[WRITTEN TASK] For each line below that contains the string "components", copy that line.
--- START EXTRACTED MATERIAL ---
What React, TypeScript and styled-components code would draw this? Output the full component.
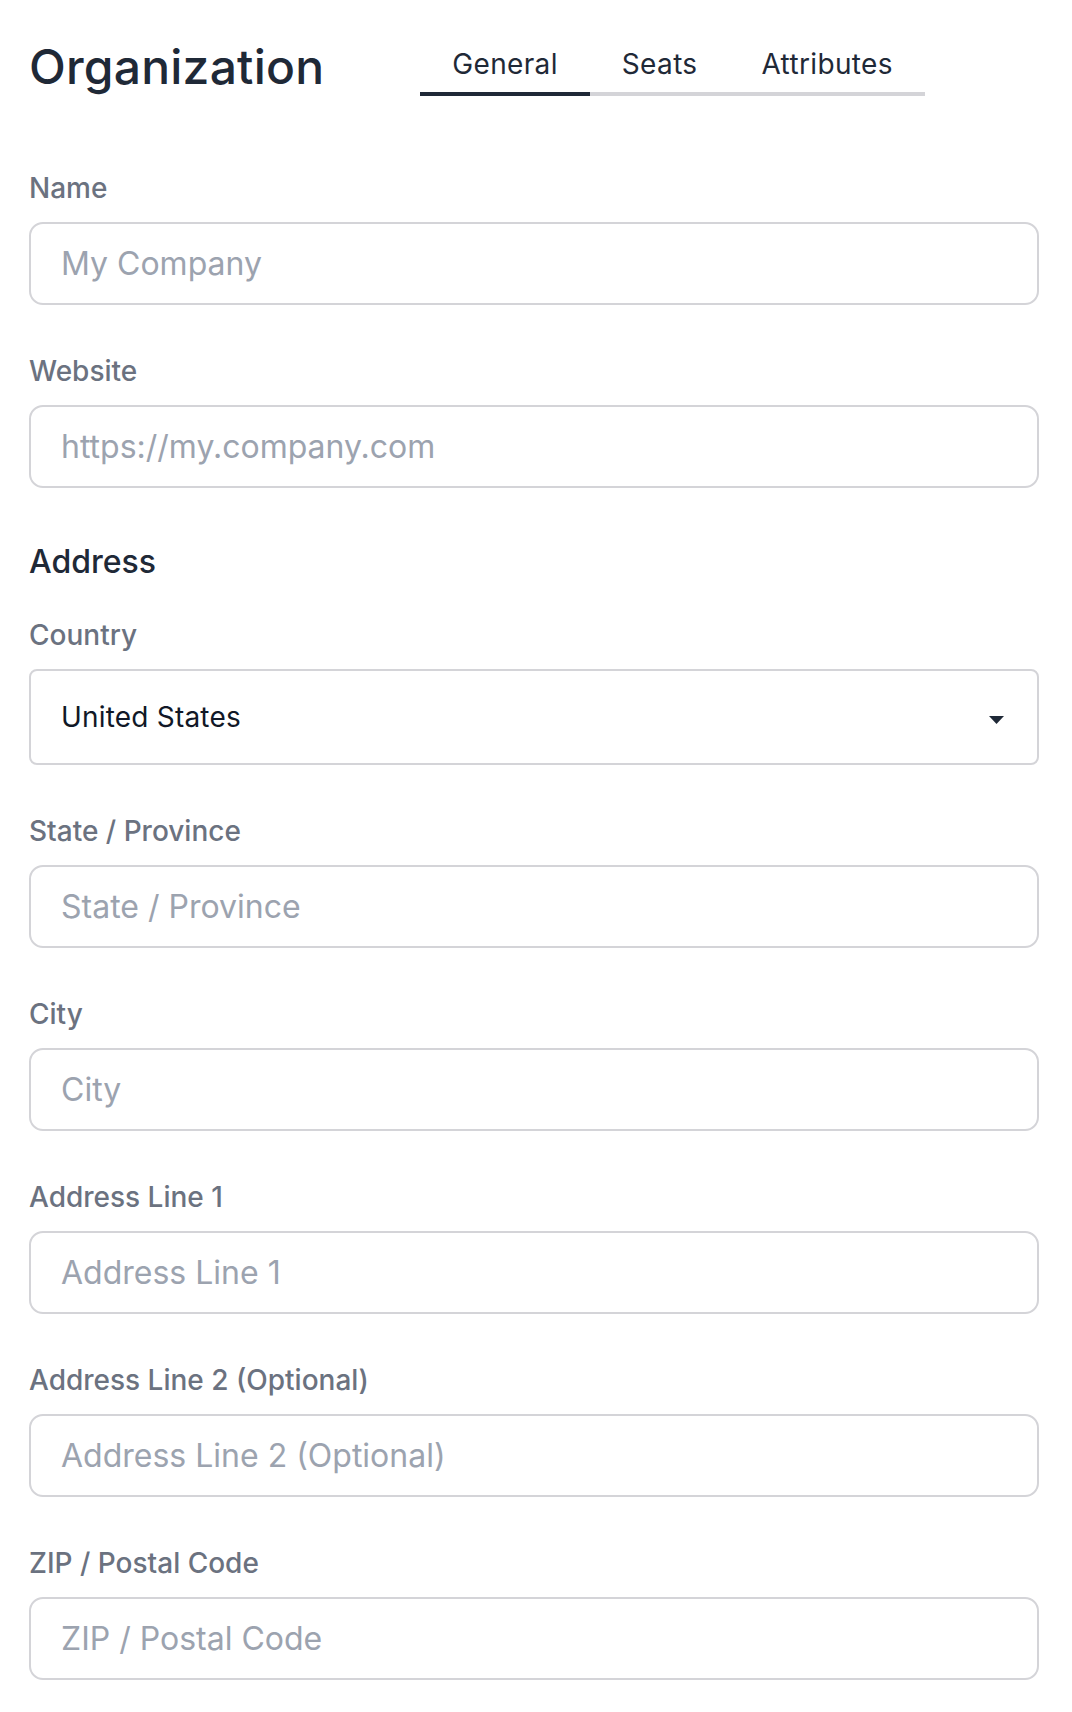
--- END EXTRACTED MATERIAL ---
--- START EXTRACTED MATERIAL ---
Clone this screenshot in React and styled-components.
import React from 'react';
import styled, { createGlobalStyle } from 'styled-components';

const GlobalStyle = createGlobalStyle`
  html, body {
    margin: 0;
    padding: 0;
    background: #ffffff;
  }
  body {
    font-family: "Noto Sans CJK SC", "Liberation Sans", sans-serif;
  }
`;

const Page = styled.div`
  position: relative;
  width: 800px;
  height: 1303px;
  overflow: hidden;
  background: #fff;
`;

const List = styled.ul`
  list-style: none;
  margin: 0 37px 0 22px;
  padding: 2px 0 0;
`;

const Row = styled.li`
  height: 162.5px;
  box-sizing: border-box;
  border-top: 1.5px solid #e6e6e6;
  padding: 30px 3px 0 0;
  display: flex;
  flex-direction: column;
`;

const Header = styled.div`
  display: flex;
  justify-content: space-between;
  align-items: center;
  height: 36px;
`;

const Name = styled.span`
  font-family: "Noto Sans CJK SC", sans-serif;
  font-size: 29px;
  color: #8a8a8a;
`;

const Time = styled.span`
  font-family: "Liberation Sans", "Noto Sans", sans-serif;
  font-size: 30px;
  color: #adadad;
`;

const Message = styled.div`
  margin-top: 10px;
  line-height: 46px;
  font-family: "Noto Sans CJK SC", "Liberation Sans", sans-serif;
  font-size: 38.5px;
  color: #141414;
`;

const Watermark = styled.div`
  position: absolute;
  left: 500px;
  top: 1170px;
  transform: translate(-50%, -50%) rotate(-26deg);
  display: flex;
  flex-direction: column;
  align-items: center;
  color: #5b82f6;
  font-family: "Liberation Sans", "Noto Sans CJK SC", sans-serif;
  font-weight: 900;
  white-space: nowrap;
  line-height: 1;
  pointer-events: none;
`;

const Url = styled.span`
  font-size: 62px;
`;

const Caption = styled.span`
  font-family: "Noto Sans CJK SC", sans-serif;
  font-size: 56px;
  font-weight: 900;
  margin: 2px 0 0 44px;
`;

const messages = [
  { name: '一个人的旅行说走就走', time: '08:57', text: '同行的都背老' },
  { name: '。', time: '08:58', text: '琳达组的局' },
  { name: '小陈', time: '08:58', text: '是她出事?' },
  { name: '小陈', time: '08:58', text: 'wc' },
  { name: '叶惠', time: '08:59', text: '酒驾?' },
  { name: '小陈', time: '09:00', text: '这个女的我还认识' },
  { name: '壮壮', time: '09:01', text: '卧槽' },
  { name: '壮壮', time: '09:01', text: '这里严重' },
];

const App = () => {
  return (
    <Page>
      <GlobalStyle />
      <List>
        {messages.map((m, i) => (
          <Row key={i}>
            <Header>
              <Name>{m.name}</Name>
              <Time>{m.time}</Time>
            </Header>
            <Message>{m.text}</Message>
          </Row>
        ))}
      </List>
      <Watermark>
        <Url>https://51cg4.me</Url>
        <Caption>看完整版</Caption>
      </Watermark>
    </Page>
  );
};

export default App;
--- END EXTRACTED MATERIAL ---
[PROBLEM SOLUTION]
What React, TypeScript and styled-components code would draw this? Output the full component.
Clone this screenshot in React and styled-components.
import styled, { createGlobalStyle } from 'styled-components';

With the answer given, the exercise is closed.